Whether you are a pork producer, an Extension swine specialist, a swine consultant, a pork packer or a hog magazine editor, we are all in this together. Belt-tightening already has most budgets cinched to the last notch. Lenders are challenging balance sheets and insisting on workable risk management plans.
Waiting this one out without making adjustments in total production levels will not work. Clearly, the U.S. sow herd must be reduced by 5-10% before profitability will return.
Those committed to staying in the pork industry must look for strategic partners who will help develop a risk management/survival plan that will help carry them through this year and into the next. Those who step forward to stand with business-minded pork producers will build trust and loyalty that will serve them well when profitability returns — and it will.
From this struggle will emerge new paradigms and greater efficiencies to position progressive-minded pork producers with a competitive edge in supplying the world with quality, nutritious pork.
Many difficult decisions will be made in the coming months. Some will be made slowly, deliberately. Some will be made out of necessity. All will likely carry emotional and economic price tags that will linger.

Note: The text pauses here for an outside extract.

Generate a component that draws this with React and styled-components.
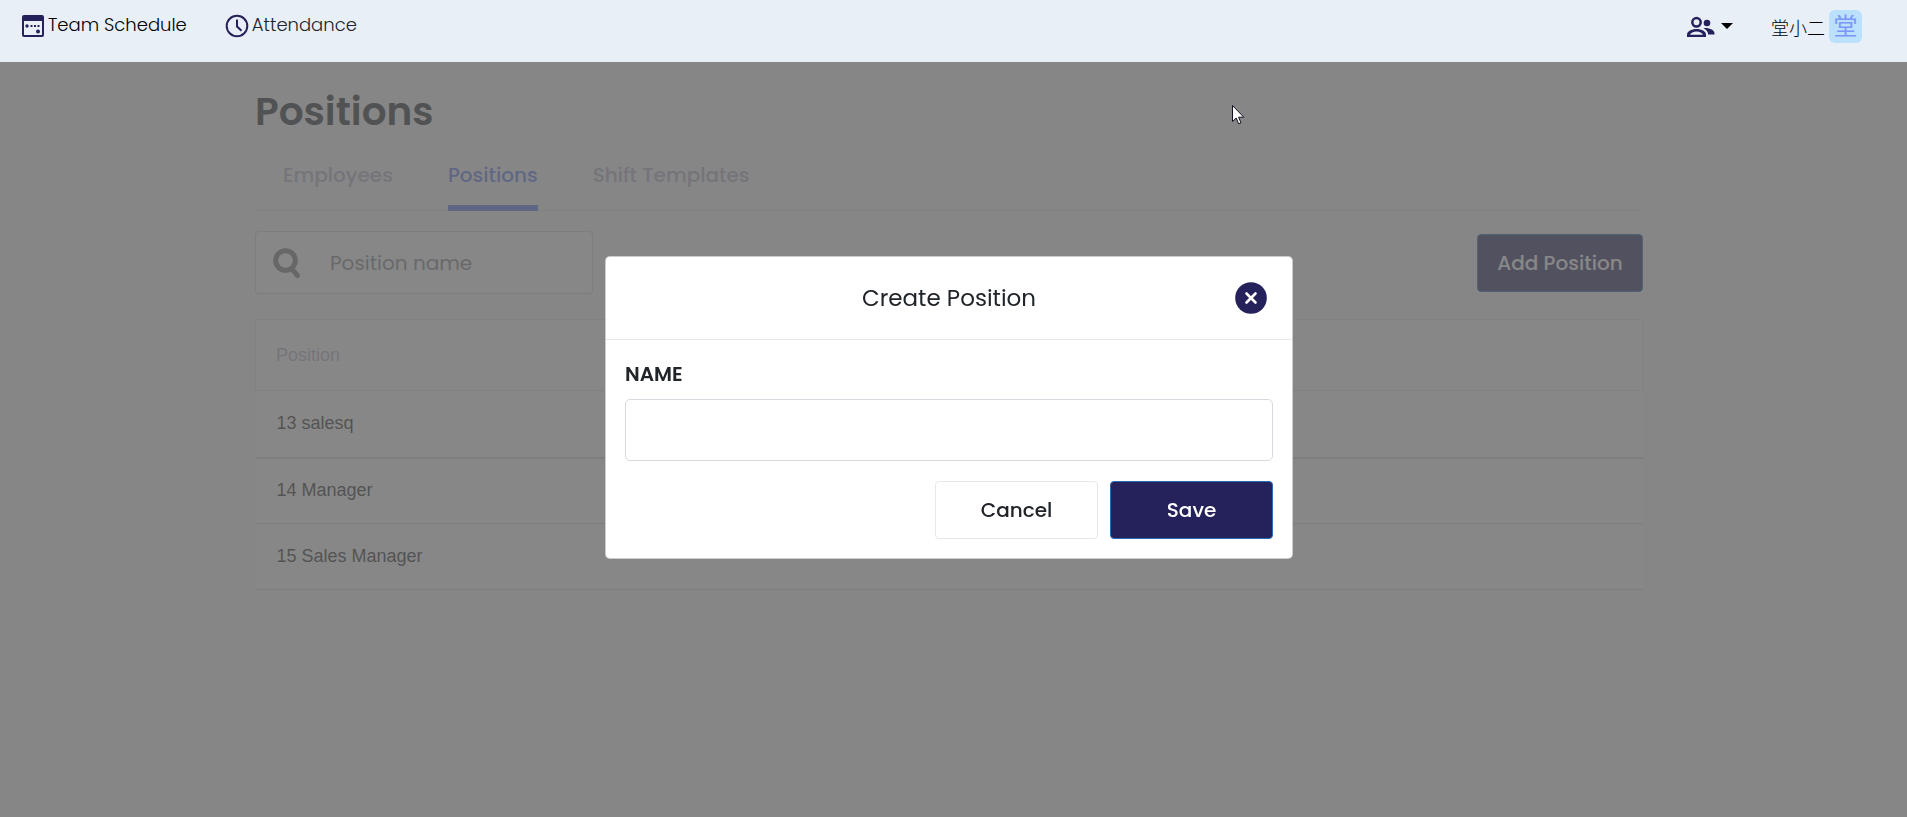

Another quote from the book on Lincoln provides an insightful passage about “reason” that seems appropriate. Lincoln said: “Reason — cold, calculating, unimpassioned reason — must furnish all the materials for our future support and actions.”
These stealth words by our 16th President could serve as a mantra to help guide you to — and through — the difficult decisions that lie ahead. I wish you all the best.